Por isso, o especialista reforça, deve haver provas e, a partir delas, órgão regulatórios devem ver indícios para se chegar a justificativa de que houve vazamentos. 

Na noite deste sábado (19/7), a AGU divulgou nota apontando que pede, em caráter de urgência, investigação a fim de apurar se algum investidor lucrou em operações de câmbio realizadas no Brasil a partir do uso indevido de informação privilegiada.

“Se fosse falar minha opinião”, enfatiza Eduardo, “acho também que houve alguns agentes econômicos que captaram essa notícia, esse evento que aconteceu e parece que houve algum movimento fora do normal na expectativa que acontecesse uma piora”.  

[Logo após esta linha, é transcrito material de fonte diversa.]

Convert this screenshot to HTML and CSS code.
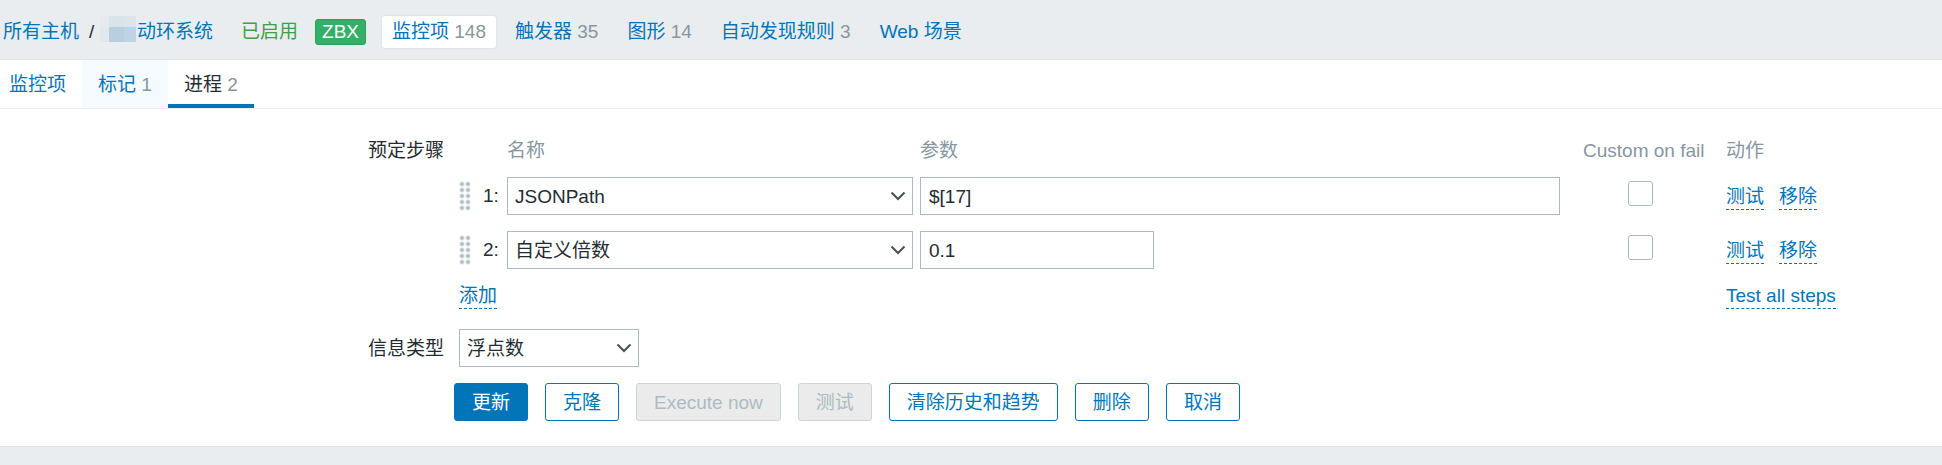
FILE: index.html
```html
<!DOCTYPE html>
<html lang="zh-CN">

<head>
    <meta charset="UTF-8">
    <meta name="viewport" content="width=device-width, initial-scale=1.0">
    <title>监控项</title>
    <link rel="stylesheet" href="styles.css">
</head>

<body>
    <nav class="host-nav">
        <div class="breadcrumbs">
            <a href="#">所有主机</a>
            <span>/</span>
            <a href="#" class="host-name">
                <svg width="37" height="26" viewBox="0 0 37 26" shape-rendering="crispEdges" aria-hidden="true">
                    <rect width="9" height="11" fill="#e6eaee" />
                    <rect x="9" width="15" height="11" fill="#d9e3ea" />
                    <rect x="24" width="12" height="11" fill="#dce5eb" />
                    <rect y="11" width="9" height="15" fill="#e1e8ed" />
                    <rect x="9" y="11" width="15" height="15" fill="#b6d0e2" />
                    <rect x="24" y="11" width="12" height="15" fill="#bed4e3" />
                </svg>动环系统</a>
        </div>
        <span class="status">已启用</span>
        <span class="badge">ZBX</span>
        <div class="host-links">
            <a href="#" class="selected">监控项 <sup>148</sup></a>
            <a href="#">触发器 <sup>35</sup></a>
            <a href="#">图形 <sup>14</sup></a>
            <a href="#">自动发现规则 <sup>3</sup></a>
            <a href="#">Web 场景</a>
        </div>
    </nav>

    <main>
        <div class="tabs">
            <a href="#">监控项</a>
            <a href="#" class="hover">标记 <sup>1</sup></a>
            <a href="#" class="active">进程 <sup>2</sup></a>
        </div>

        <form class="item-form">
            <div class="form-row">
                <div class="form-label">预定步骤</div>
                <table class="steps">
                    <colgroup>
                        <col class="col-drag">
                        <col class="col-num">
                        <col class="col-name">
                        <col class="col-params">
                        <col class="col-fail">
                        <col>
                    </colgroup>
                    <thead>
                        <tr>
                            <th></th>
                            <th></th>
                            <th>名称</th>
                            <th>参数</th>
                            <th>Custom on fail</th>
                            <th>动作</th>
                        </tr>
                    </thead>
                    <tbody>
                        <tr>
                            <td><span class="drag"></span></td>
                            <td>1:</td>
                            <td>
                                <div class="select">
                                    <select aria-label="名称">
                                        <option>JSONPath</option>
                                    </select>
                                    <svg width="16" height="10" viewBox="0 0 16 10"><path d="M1.5 1.5 8 8l6.500-6.500" /></svg>
                                </div>
                            </td>
                            <td><input type="text" class="wide" value="$[17]" aria-label="参数"></td>
                            <td class="fail"><input type="checkbox" aria-label="Custom on fail"></td>
                            <td class="actions"><button type="button" class="link">测试</button><button type="button" class="link">移除</button></td>
                        </tr>
                        <tr>
                            <td><span class="drag"></span></td>
                            <td>2:</td>
                            <td>
                                <div class="select">
                                    <select aria-label="名称">
                                        <option>自定义倍数</option>
                                    </select>
                                    <svg width="16" height="10" viewBox="0 0 16 10"><path d="M1.5 1.5 8 8l6.500-6.500" /></svg>
                                </div>
                            </td>
                            <td><input type="text" class="small" value="0.1" aria-label="参数"></td>
                            <td class="fail"><input type="checkbox" aria-label="Custom on fail"></td>
                            <td class="actions"><button type="button" class="link">测试</button><button type="button" class="link">移除</button></td>
                        </tr>
                    </tbody>
                    <tfoot>
                        <tr>
                            <td colspan="5"><button type="button" class="link">添加</button></td>
                            <td><button type="button" class="link">Test all steps</button></td>
                        </tr>
                    </tfoot>
                </table>
            </div>

            <div class="form-row">
                <label class="form-label" for="value_type">信息类型</label>
                <div class="select value-type">
                    <select id="value_type">
                        <option>浮点数</option>
                    </select>
                    <svg width="16" height="10" viewBox="0 0 16 10"><path d="M1.5 1.5 8 8l6.500-6.500" /></svg>
                </div>
            </div>

            <div class="buttons">
                <button type="submit" class="btn primary">更新</button>
                <button type="button" class="btn">克隆</button>
                <button type="button" class="btn" disabled>Execute now</button>
                <button type="button" class="btn" disabled>测试</button>
                <button type="button" class="btn">清除历史和趋势</button>
                <button type="button" class="btn">删除</button>
                <button type="button" class="btn">取消</button>
            </div>
        </form>
    </main>
</body>

</html>
```
FILE: styles.css
```css
* {
    box-sizing: border-box;
}

body {
    margin: 0;
    background: #e9edf0;
    color: #1f2c33;
    font-family: "Liberation Sans", Arial, "Noto Sans CJK SC", sans-serif;
    font-size: 19px;
    line-height: 24px;
}

a {
    color: #0275b8;
    text-decoration: none;
}

sup {
    color: #8796a1;
    font-size: inherit;
    line-height: inherit;
    vertical-align: baseline;
}

button,
input,
select {
    color: inherit;
    font: inherit;
}

/* Host navigation */
.host-nav {
    display: flex;
    align-items: center;
    height: 59px;
    padding: 4px 3px 0;
    white-space: nowrap;
}

.breadcrumbs {
    display: flex;
    align-items: center;
    gap: 10px;
}

.breadcrumbs span {
    width: 5px;
}

.host-name {
    display: flex;
    align-items: center;
    margin-left: -4px;
}

.host-name svg {
    margin-bottom: 6px;
}

.status {
    margin-left: 28px;
    color: #429e47;
}

.badge {
    margin: 0 16px 0 17px;
    padding: 0 6px;
    border: 1px solid #2f9f5e;
    border-radius: 3px;
    background: #34af67;
    color: #fff;
}

.host-links {
    display: flex;
    gap: 9px;
}

.host-links a {
    padding: 4px 10px;
    border-radius: 3px;
}

.host-links .selected {
    background: #fff;
    box-shadow: 0 0 2px #ccd5d9;
}

/* Tabs */
main {
    border-top: 1px solid #dfe4e7;
    border-bottom: 1px solid #dfe4e7;
    background: #fff;
}

.tabs {
    display: flex;
    border-bottom: 1px solid #ebeef0;
}

.tabs a {
    height: 48px;
    padding: 13px 16px 0;
}

.tabs a:first-child {
    padding-left: 9px;
}

.tabs .hover {
    background: #f5fafe;
}

.tabs .active {
    border-bottom: 4px solid #0275b8;
    color: #1f2c33;
}

/* Form */
.item-form {
    padding: 22px 0 25px;
}

.form-row {
    display: flex;
    gap: 15px;
    margin-bottom: 16px;
}

.form-label {
    flex: none;
    width: 444px;
    height: 38px;
    line-height: 40px;
    text-align: right;
}

.steps {
    flex: 1;
    border-collapse: collapse;
    table-layout: fixed;
}

.col-drag,
.col-num {
    width: 24px;
}

.col-name {
    width: 413px;
}

.col-params {
    width: 663px;
}

.col-fail {
    width: 143px;
}

.steps th,
.steps td {
    height: 54px;
    padding: 0;
    text-align: left;
    white-space: nowrap;
}

.steps th {
    height: 38px;
    padding-top: 2px;
    color: #8796a1;
    font-weight: normal;
}

.steps tfoot td {
    height: 36px;
    padding-top: 2px;
}

.drag {
    display: block;
    width: 12px;
    height: 30px;
    background: radial-gradient(circle at 3px 3px, #acbbc2 1px, transparent 3px) 0 0 / 6px 6px;
}

.select {
    position: relative;
    width: 406px;
}

.select svg {
    position: absolute;
    top: 14px;
    right: 7px;
    fill: none;
    stroke: #45525a;
    stroke-width: 2;
    pointer-events: none;
}

select,
input[type="text"] {
    display: block;
    height: 38px;
    border: 1px solid #acbbc2;
    border-radius: 0;
    background: #fff;
    padding: 2px 8px 0;
}

select {
    width: 100%;
    padding: 2px 7px 0;
    appearance: none;
}

.value-type {
    width: 180px;
}

.wide {
    width: 640px;
}

.small {
    width: 234px;
}

.steps .fail {
    padding-right: 28px;
    text-align: center;
}

input[type="checkbox"] {
    display: inline-block;
    width: 25px;
    height: 25px;
    margin: 0 0 5px;
    border: 1px solid #acbbc2;
    border-radius: 3px;
    background: #fff;
    vertical-align: middle;
    appearance: none;
}

.link {
    padding: 0;
    border: 0;
    border-bottom: 1px dashed #0275b8;
    background: none;
    color: #0275b8;
    line-height: 24px;
    cursor: pointer;
}

.steps .actions {
    padding-top: 2px;
}

.actions .link {
    margin-right: 15px;
}

.buttons {
    display: flex;
    gap: 17px;
    padding-left: 454px;
}

.btn {
    height: 38px;
    padding: 2px 17px 0;
    border: 1px solid #0275b8;
    border-radius: 3px;
    background: #fff;
    color: #0275b8;
    cursor: pointer;
}

.btn.primary {
    background: #0275b8;
    color: #fff;
}

.btn:disabled {
    border-color: #ccd5d9;
    background: #ebebeb;
    color: #acbbc2;
    cursor: default;
}
```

Se comprovado que a movimentação ocorreu devido ao vazamento de informações internas, o especialista esclarece que trata-se de prática ilegal, “quase como se fosse uma manipulação de mercado”. O crime contra o mercado de capitais, segundo a AGU, tem pena de reclusão de um a cinco anos e multa de até três vezes a vantagem obtida, além das devidas implicações administrativas. 

Precedentes 

Antes da movimentação atípica ocorrida no dia do anúncio das tarifas sobre o Brasil, episódios semelhantes haviam ocorrido. Quando, em abril, anunciou taxação contra México e Canadá, o que fez a bolsa de valores subir, Trump escreveu na Truth Social, algumas horas antes, que era “uma hora excelente para comprar”. 

À época, a oposição no Congresso americano afirmou que pessoas próximas ao presidente poderiam estar se beneficiando de informações privilegiadas para atuar no mercado financeiro. Investigação a respeito do tema, solicitada pelos parlamentares, nunca foi para frente.  

Embora não seja uma prática considerada “rotineira”, Eduardo explica que “houve alguns movimentos em alguns momentos que foram considerados suspeitos de vazamento de informações”. 

Entre eles, cita exemplos brasileiros, como a privatização da Telebrás, que gerou especulações e, consequentemente, agitou o mercado semanas antes do anúncio oficial; e a primeira tentativa de reforma da previdência, no governo de Fernando Henrique Cardoso, que causou rebuliço na semana anterior à votação, devido a vazamento de que haveria pelo menos 50 votos de diferença a favor da aprovação. Nesse último caso, tendo o governo perdido por apenas um voto, muitas pessoas que compraram antes perderam dinheiro.  

Assim, finaliza o economista, o fato de se “saber antecipadamente”, muitas vezes de forma privilegiada, de alguma decisão pode ser usado de diversas maneiras, e para benefício próprio, no âmbito do mercado financeiro.